Though Comte did not originate the concept of sociology or its area of study, he greatly extended and elaborated the field and systematized its content. Comte divided sociology into two main fields, or branches: social statics, or the study of the forces that hold society together; and social dynamics, or the study of the causes of social change. He held that the underlying principles of society are individual egoism, which is encouraged by the division of labor, and the combination of efforts and the maintenance of social cohesion by means of government and the state.
Though unquestionably a man of genius, Comte inspired discipleship on the one hand and derision on the other. His plans for a future society have been described as ludicrous, and Comte was deeply reactionary in his rejection of democracy, his emphasis on hierarchy and obedience, and his opinion that the ideal government would be made up of an intellectual elite. But his ideas influenced such notable social scientists as Émile Durkheim of France and Herbert Spencer and Sir Edward Burnett Tylor of Great Britain. Comte’s belief in the importance of sociology as the scientific study of human society remains an article of faith among contemporary sociologists, and the work he accomplished remains a remarkable synthesis and an important system of thought.
Quotations:
"The dead govern the living."
"Social positivism only accepts duties, for all and towards all. Its constant social viewpoint cannot include any notion of rights, for such notion always rests on individuality."
"To understand a science it is necessary to know its history."

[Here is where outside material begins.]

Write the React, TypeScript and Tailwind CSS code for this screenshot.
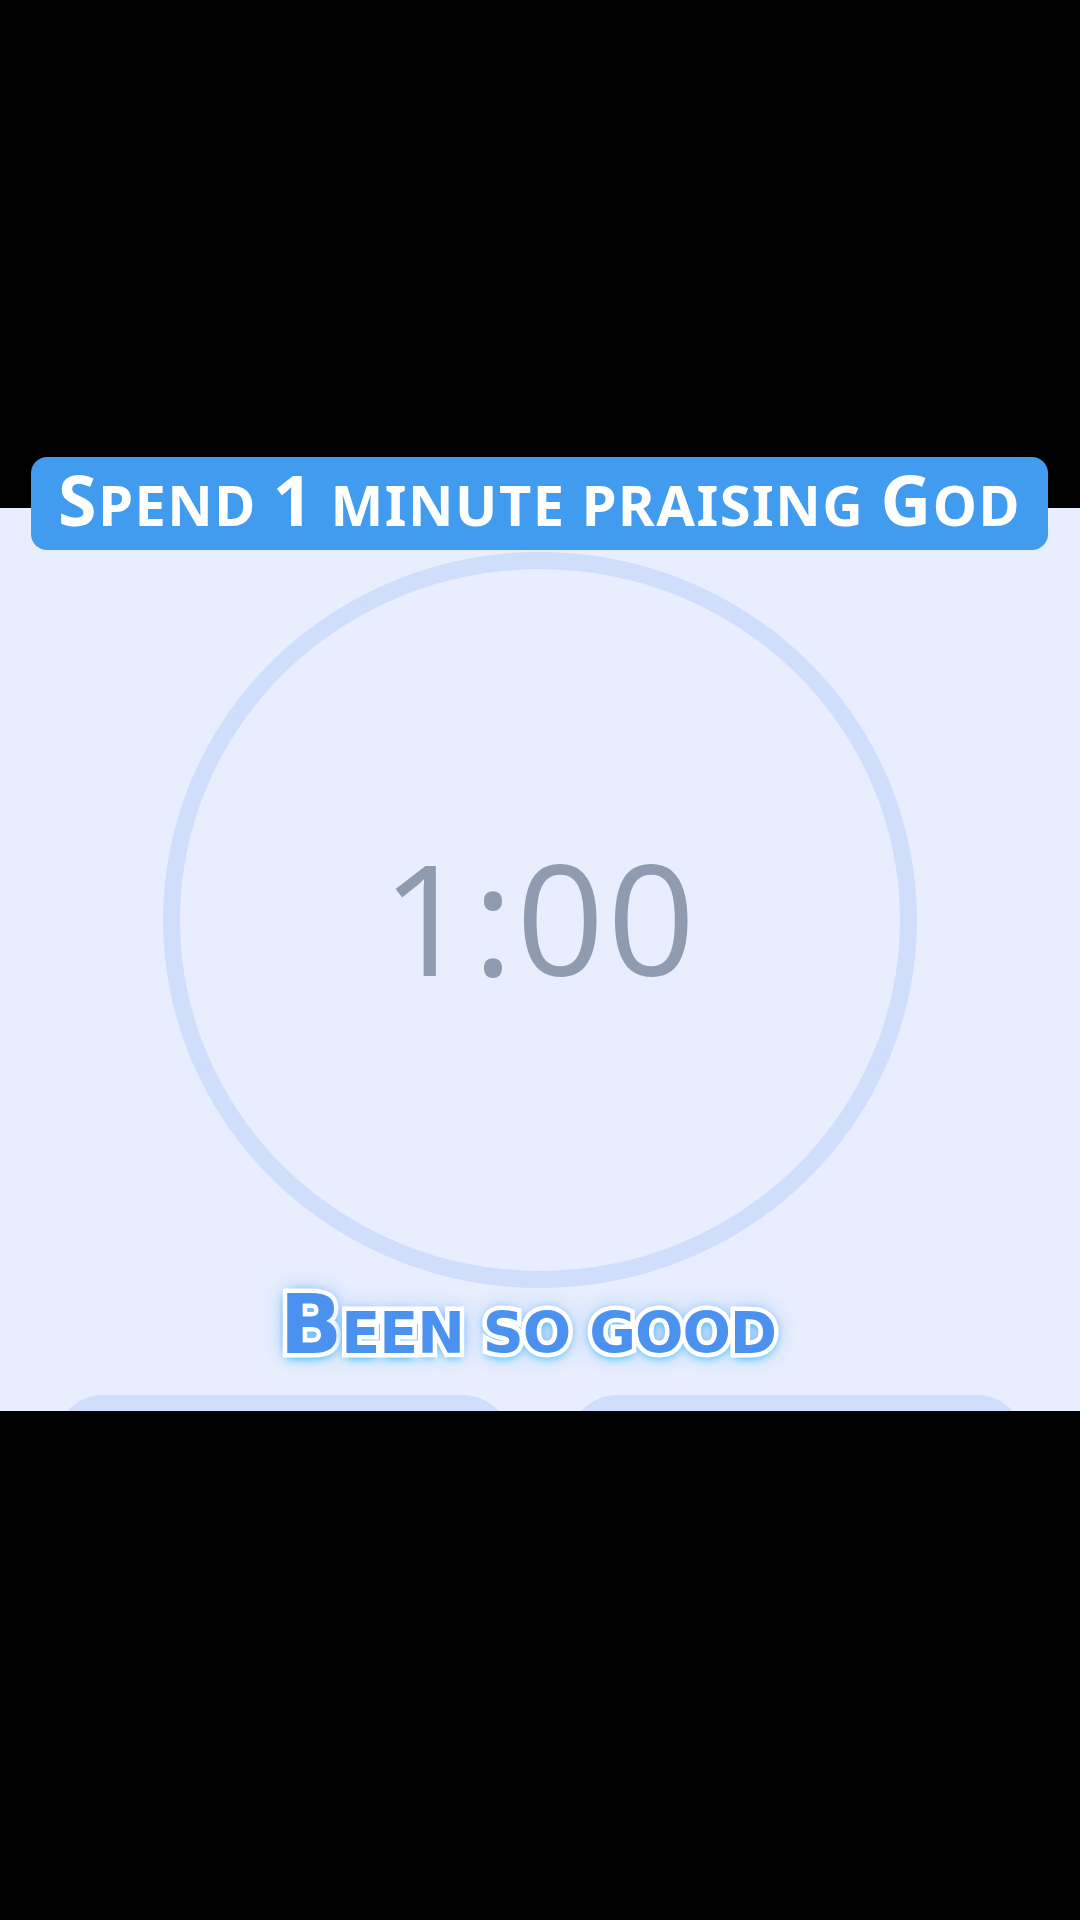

"Mathematical Analysis is... the true rational basis of the whole system of our positive knowledge."
Personality
Comte was a rather sombre, ungrateful, self-centered, and egocentric personality, but he compensated for this by his zeal for the welfare of humanity, his intellectual determination, and his strenuous application to his life’s work. He devoted himself untiringly to the promotion and systematization of his ideas and to their application in the cause of the improvement of society.
Quotes from others about the person
"Catholicism minus Christianity." - T. H. Huxley, on the ideas of Comte.
"Comte, in particular, whose social system, as unfolded in his Systeme de Politique Positive, aims at establishing (though by moral more than by legal appliances) a despotism of society over the individual, surpassing anything contemplated in the political ideal of the most rigid disciplinarian among the ancient philosophers." - John Stuart Mill
Interests
Philosophers & Thinkers
Henri de Saint-Simon, David Hume, Immanuel Kant
Connections
In 1824 Comte began a common-law marriage with Caroline Massin when she was threatened with arrest because of prostitution, and he later referred to this disastrous 18-year union as "the only error of my life." They separated in 1842.
In 1845 Comte had a profound romantic and emotional experience with Clotilde de Vaux, who died the following year of tuberculosis. Comte idealized this sentimental episode, which exerted a considerable influence on his later thought and writings, particularly with regard to the role of women in the positivist society he planned to establish.